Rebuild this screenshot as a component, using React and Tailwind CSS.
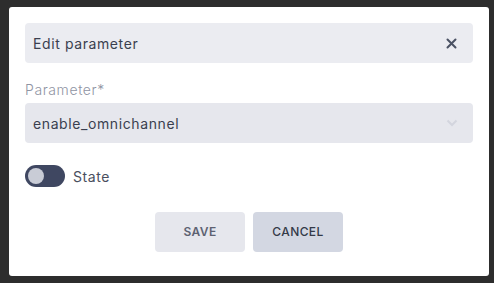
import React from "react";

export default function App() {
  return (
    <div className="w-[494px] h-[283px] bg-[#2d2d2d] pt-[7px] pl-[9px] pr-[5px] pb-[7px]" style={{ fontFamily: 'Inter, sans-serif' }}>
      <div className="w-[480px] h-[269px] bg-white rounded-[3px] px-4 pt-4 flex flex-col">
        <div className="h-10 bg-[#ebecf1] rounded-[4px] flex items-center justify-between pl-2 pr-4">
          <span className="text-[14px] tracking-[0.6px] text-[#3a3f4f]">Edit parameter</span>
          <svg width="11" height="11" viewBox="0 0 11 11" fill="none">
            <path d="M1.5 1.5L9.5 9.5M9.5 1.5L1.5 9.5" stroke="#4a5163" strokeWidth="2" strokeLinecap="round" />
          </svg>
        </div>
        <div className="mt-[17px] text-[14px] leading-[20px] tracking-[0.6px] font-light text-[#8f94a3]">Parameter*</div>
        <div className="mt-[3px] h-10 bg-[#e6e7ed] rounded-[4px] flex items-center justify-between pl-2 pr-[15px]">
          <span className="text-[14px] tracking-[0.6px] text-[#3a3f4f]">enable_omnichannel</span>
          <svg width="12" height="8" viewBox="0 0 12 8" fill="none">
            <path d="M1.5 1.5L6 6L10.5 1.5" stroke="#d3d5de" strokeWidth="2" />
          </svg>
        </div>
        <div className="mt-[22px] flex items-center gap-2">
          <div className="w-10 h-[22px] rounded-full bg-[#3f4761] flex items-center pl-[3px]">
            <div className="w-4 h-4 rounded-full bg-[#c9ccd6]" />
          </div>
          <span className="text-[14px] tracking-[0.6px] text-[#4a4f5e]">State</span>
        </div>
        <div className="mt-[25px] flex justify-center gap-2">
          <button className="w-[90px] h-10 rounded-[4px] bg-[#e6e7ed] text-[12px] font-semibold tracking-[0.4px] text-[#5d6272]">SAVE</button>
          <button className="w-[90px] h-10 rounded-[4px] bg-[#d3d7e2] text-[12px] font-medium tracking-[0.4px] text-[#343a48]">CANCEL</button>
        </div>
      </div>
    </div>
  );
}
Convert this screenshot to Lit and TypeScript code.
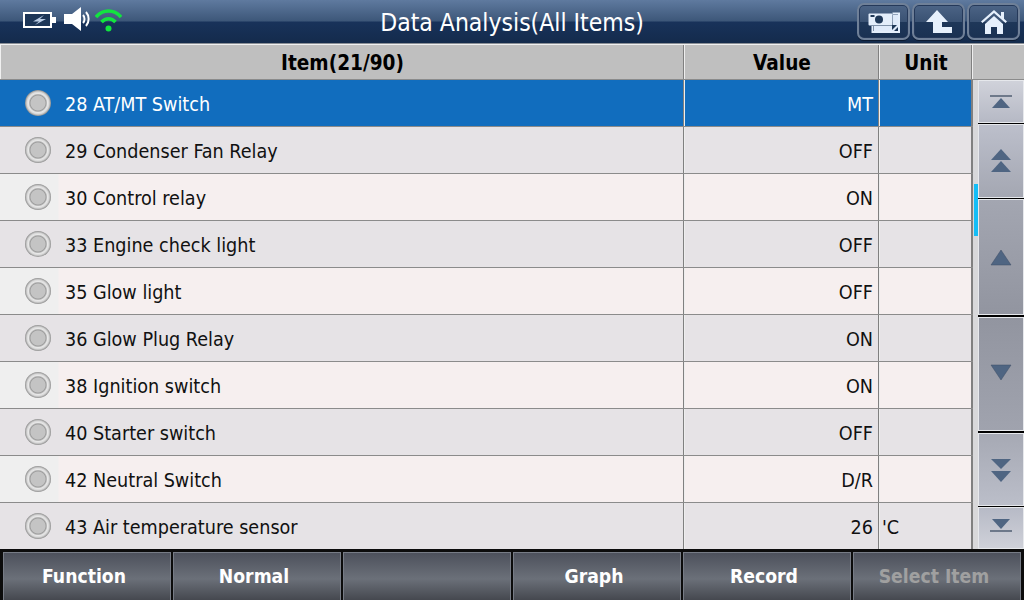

Exercise goal: Return each line from the material above exactly, but not the pictures.

Final answer:
Rebuild this screenshot as a component, using React and Tailwind CSS.
import React from "react";

export default function App() {
  return (
    <div className="w-[494px] h-[283px] bg-[#2d2d2d] pt-[7px] pl-[9px] pr-[5px] pb-[7px]" style={{ fontFamily: 'Inter, sans-serif' }}>
      <div className="w-[480px] h-[269px] bg-white rounded-[3px] px-4 pt-4 flex flex-col">
        <div className="h-10 bg-[#ebecf1] rounded-[4px] flex items-center justify-between pl-2 pr-4">
          <span className="text-[14px] tracking-[0.6px] text-[#3a3f4f]">Edit parameter</span>
          <svg width="11" height="11" viewBox="0 0 11 11" fill="none">
            <path d="M1.5 1.5L9.5 9.5M9.5 1.5L1.5 9.5" stroke="#4a5163" strokeWidth="2" strokeLinecap="round" />
          </svg>
        </div>
        <div className="mt-[17px] text-[14px] leading-[20px] tracking-[0.6px] font-light text-[#8f94a3]">Parameter*</div>
        <div className="mt-[3px] h-10 bg-[#e6e7ed] rounded-[4px] flex items-center justify-between pl-2 pr-[15px]">
          <span className="text-[14px] tracking-[0.6px] text-[#3a3f4f]">enable_omnichannel</span>
          <svg width="12" height="8" viewBox="0 0 12 8" fill="none">
            <path d="M1.5 1.5L6 6L10.5 1.5" stroke="#d3d5de" strokeWidth="2" />
          </svg>
        </div>
        <div className="mt-[22px] flex items-center gap-2">
          <div className="w-10 h-[22px] rounded-full bg-[#3f4761] flex items-center pl-[3px]">
            <div className="w-4 h-4 rounded-full bg-[#c9ccd6]" />
          </div>
          <span className="text-[14px] tracking-[0.6px] text-[#4a4f5e]">State</span>
        </div>
        <div className="mt-[25px] flex justify-center gap-2">
          <button className="w-[90px] h-10 rounded-[4px] bg-[#e6e7ed] text-[12px] font-semibold tracking-[0.4px] text-[#5d6272]">SAVE</button>
          <button className="w-[90px] h-10 rounded-[4px] bg-[#d3d7e2] text-[12px] font-medium tracking-[0.4px] text-[#343a48]">CANCEL</button>
        </div>
      </div>
    </div>
  );
}
Convert this screenshot to Lit and TypeScript code.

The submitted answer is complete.